When it comes time to calculate your required minimum distribution (RMD) from your IRA, you may wonder which life expectancy table to use. Last updated by the IRS back in 2002, there are three possible tables for IRA owners and beneficiaries, and they can all be found in IRS Publication 590-B.

The three tables are the Uniform Lifetime Table, the Joint Life Expectancy Table, and the Single Life Expectancy Table.

Uniform Lifetime Table

If you are taking RMDs from your IRA during your lifetime, this is most likely going to be your table. This table is used by most IRA owners for figuring lifetime RMDs from their IRAs. The only IRA owners who will not use this table are those whose spouse is their sole beneficiary for the entire year and is more than 10 years younger. Beneficiaries never use this table.

Joint Life Expectancy Table

This table is used much more rarely than the Uniform Lifetime Table. This table is used only for lifetime distributions and only when your spouse is the sole beneficiary of your IRA for the entire year and is more than 10 years younger than you. Beneficiaries never use this table.

Marital status is determined as of January 1st of the year. If your spouse dies during the year and a new beneficiary is named, your deceased spouse will still be considered the sole beneficiary for the entire year, and you will use the Joint Life Expectancy Table for the year of your spouse’s death. However, it will not apply for the following year. Also, if the beneficiary is changed during the year from your spouse to anyone else, for reasons other than death, then the Joint Life Expectancy Table cannot be used.

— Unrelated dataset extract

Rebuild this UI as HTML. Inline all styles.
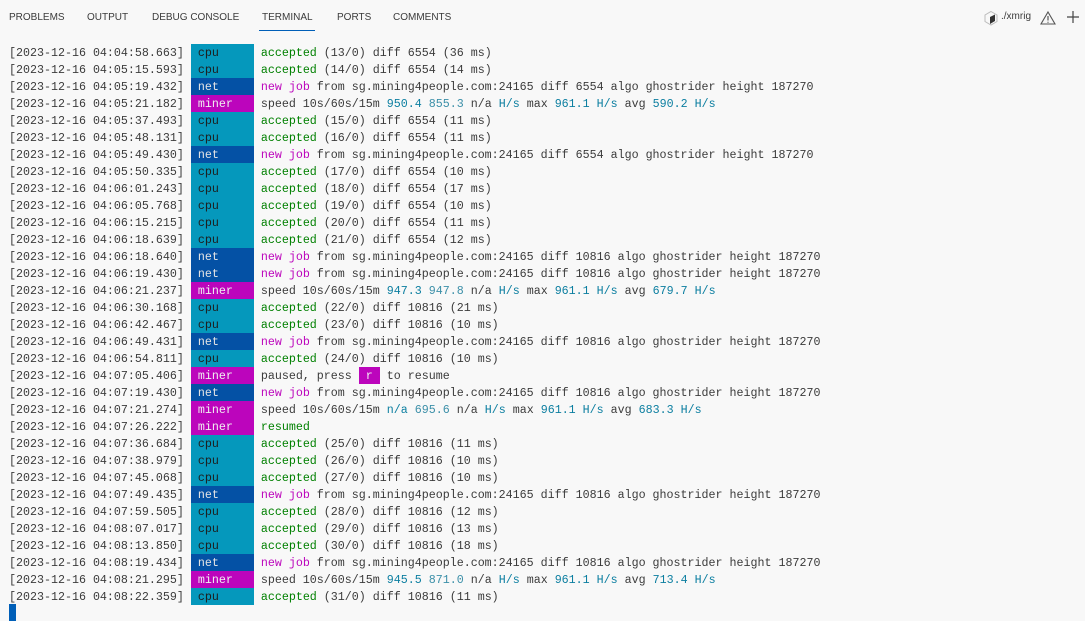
<!DOCTYPE html>
<html><head><meta charset="utf-8"><style>
body{margin:0;background:#f8f8f8;width:1085px;height:621px;overflow:hidden;position:relative;font-family:"Liberation Sans",sans-serif}
.tabs{position:absolute;top:0;left:0;height:36px;width:100%}
.tab{position:absolute;top:12px;font-size:10px;color:#3b3b3b;letter-spacing:0}
.ul{position:absolute;left:259px;top:30px;width:56px;height:1px;background:#005fb8}
.term{position:absolute;left:9px;top:44px;font-family:"Liberation Mono",monospace;font-size:11.67px;line-height:18px;color:#3b3b3b}
.l{height:17px;white-space:pre}
.l span{display:inline-block;height:17px;vertical-align:top}
.c{background:#0598bc;color:#1e1e1e}
.n{background:#0451a5;color:#e5e5e5}
.m{background:#bc05bc;color:#f0f0f0}
.g{color:#008000}
.p{color:#bc05bc}
.b{color:#0b7ea0}
.b2{color:#3b8fa8}
.cur{position:absolute;left:9px;top:604px;width:7px;height:17px;background:#005fb8}
</style></head><body>
<div class="tabs">
<span class="tab" style="left:9px">PROBLEMS</span>
<span class="tab" style="left:87px">OUTPUT</span>
<span class="tab" style="left:152px">DEBUG CONSOLE</span>
<span class="tab" style="left:262px">TERMINAL</span>
<span class="tab" style="left:337px">PORTS</span>
<span class="tab" style="left:393px">COMMENTS</span>
<div class="ul"></div>
<svg style="position:absolute;left:983px;top:10px" width="16" height="16" viewBox="0 0 16 16"><path d="M8 1.5L14 5v6.5L8 15 2 11.5V5z" fill="none" stroke="#bbb" stroke-width="1"/><path d="M7 7l5-2.5V11L7 14z" fill="#333"/></svg>
<span class="tab" style="left:1001px;top:11px">./xmrig</span>
<svg style="position:absolute;left:1040px;top:10px" width="16" height="16" viewBox="0 0 16 16"><path d="M8 2L15 14H1z" fill="none" stroke="#555" stroke-width="1.1"/><path d="M8 6v4.5M8 11.8v1" stroke="#555" stroke-width="1.2"/></svg>
<svg style="position:absolute;left:1066px;top:10px" width="14" height="14" viewBox="0 0 14 14"><path d="M7 1v12M1 7h12" stroke="#444" stroke-width="1.2"/></svg>
</div>
<div class="term"><div class="l">[2023-12-16 04:04:58.663] <span class="c"> cpu     </span> <span class="g">accepted</span> (13/0) diff 6554 (36 ms)</div><div class="l">[2023-12-16 04:05:15.593] <span class="c"> cpu     </span> <span class="g">accepted</span> (14/0) diff 6554 (14 ms)</div><div class="l">[2023-12-16 04:05:19.432] <span class="n"> net     </span> <span class="p">new job</span> from sg.mining4people.com:24165 diff 6554 algo ghostrider height 187270</div><div class="l">[2023-12-16 04:05:21.182] <span class="m"> miner   </span> speed 10s/60s/15m <span class="b">950.4</span> <span class="b2">855.3</span> n/a <span class="b">H/s</span> max <span class="b">961.1 H/s</span> avg <span class="b">590.2 H/s</span></div><div class="l">[2023-12-16 04:05:37.493] <span class="c"> cpu     </span> <span class="g">accepted</span> (15/0) diff 6554 (11 ms)</div><div class="l">[2023-12-16 04:05:48.131] <span class="c"> cpu     </span> <span class="g">accepted</span> (16/0) diff 6554 (11 ms)</div><div class="l">[2023-12-16 04:05:49.430] <span class="n"> net     </span> <span class="p">new job</span> from sg.mining4people.com:24165 diff 6554 algo ghostrider height 187270</div><div class="l">[2023-12-16 04:05:50.335] <span class="c"> cpu     </span> <span class="g">accepted</span> (17/0) diff 6554 (10 ms)</div><div class="l">[2023-12-16 04:06:01.243] <span class="c"> cpu     </span> <span class="g">accepted</span> (18/0) diff 6554 (17 ms)</div><div class="l">[2023-12-16 04:06:05.768] <span class="c"> cpu     </span> <span class="g">accepted</span> (19/0) diff 6554 (10 ms)</div><div class="l">[2023-12-16 04:06:15.215] <span class="c"> cpu     </span> <span class="g">accepted</span> (20/0) diff 6554 (11 ms)</div><div class="l">[2023-12-16 04:06:18.639] <span class="c"> cpu     </span> <span class="g">accepted</span> (21/0) diff 6554 (12 ms)</div><div class="l">[2023-12-16 04:06:18.640] <span class="n"> net     </span> <span class="p">new job</span> from sg.mining4people.com:24165 diff 10816 algo ghostrider height 187270</div><div class="l">[2023-12-16 04:06:19.430] <span class="n"> net     </span> <span class="p">new job</span> from sg.mining4people.com:24165 diff 10816 algo ghostrider height 187270</div><div class="l">[2023-12-16 04:06:21.237] <span class="m"> miner   </span> speed 10s/60s/15m <span class="b">947.3</span> <span class="b2">947.8</span> n/a <span class="b">H/s</span> max <span class="b">961.1 H/s</span> avg <span class="b">679.7 H/s</span></div><div class="l">[2023-12-16 04:06:30.168] <span class="c"> cpu     </span> <span class="g">accepted</span> (22/0) diff 10816 (21 ms)</div><div class="l">[2023-12-16 04:06:42.467] <span class="c"> cpu     </span> <span class="g">accepted</span> (23/0) diff 10816 (10 ms)</div><div class="l">[2023-12-16 04:06:49.431] <span class="n"> net     </span> <span class="p">new job</span> from sg.mining4people.com:24165 diff 10816 algo ghostrider height 187270</div><div class="l">[2023-12-16 04:06:54.811] <span class="c"> cpu     </span> <span class="g">accepted</span> (24/0) diff 10816 (10 ms)</div><div class="l">[2023-12-16 04:07:05.406] <span class="m"> miner   </span> paused, press <span class="m"> r </span> to resume</div><div class="l">[2023-12-16 04:07:19.430] <span class="n"> net     </span> <span class="p">new job</span> from sg.mining4people.com:24165 diff 10816 algo ghostrider height 187270</div><div class="l">[2023-12-16 04:07:21.274] <span class="m"> miner   </span> speed 10s/60s/15m <span class="b">n/a</span> <span class="b2">695.6</span> n/a <span class="b">H/s</span> max <span class="b">961.1 H/s</span> avg <span class="b">683.3 H/s</span></div><div class="l">[2023-12-16 04:07:26.222] <span class="m"> miner   </span> <span class="g">resumed</span></div><div class="l">[2023-12-16 04:07:36.684] <span class="c"> cpu     </span> <span class="g">accepted</span> (25/0) diff 10816 (11 ms)</div><div class="l">[2023-12-16 04:07:38.979] <span class="c"> cpu     </span> <span class="g">accepted</span> (26/0) diff 10816 (10 ms)</div><div class="l">[2023-12-16 04:07:45.068] <span class="c"> cpu     </span> <span class="g">accepted</span> (27/0) diff 10816 (10 ms)</div><div class="l">[2023-12-16 04:07:49.435] <span class="n"> net     </span> <span class="p">new job</span> from sg.mining4people.com:24165 diff 10816 algo ghostrider height 187270</div><div class="l">[2023-12-16 04:07:59.505] <span class="c"> cpu     </span> <span class="g">accepted</span> (28/0) diff 10816 (12 ms)</div><div class="l">[2023-12-16 04:08:07.017] <span class="c"> cpu     </span> <span class="g">accepted</span> (29/0) diff 10816 (13 ms)</div><div class="l">[2023-12-16 04:08:13.850] <span class="c"> cpu     </span> <span class="g">accepted</span> (30/0) diff 10816 (18 ms)</div><div class="l">[2023-12-16 04:08:19.434] <span class="n"> net     </span> <span class="p">new job</span> from sg.mining4people.com:24165 diff 10816 algo ghostrider height 187270</div><div class="l">[2023-12-16 04:08:21.295] <span class="m"> miner   </span> speed 10s/60s/15m <span class="b">945.5</span> <span class="b2">871.0</span> n/a <span class="b">H/s</span> max <span class="b">961.1 H/s</span> avg <span class="b">713.4 H/s</span></div><div class="l">[2023-12-16 04:08:22.359] <span class="c"> cpu     </span> <span class="g">accepted</span> (31/0) diff 10816 (11 ms)</div></div>
<div class="cur"></div>
</body></html>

Single Life Expectancy Table

Are you an IRA beneficiary? If so, then this is your table. This table is used by beneficiaries to compute RMDs on inherited retirement accounts. This table is never used by IRA owners to compute RMDs during their lifetime.

Be sure to use the proper table! Failure to take the correct required minimum distribution from an IRA can lead to significant penalties (i.e. 50% of the amount that was not withdrawn).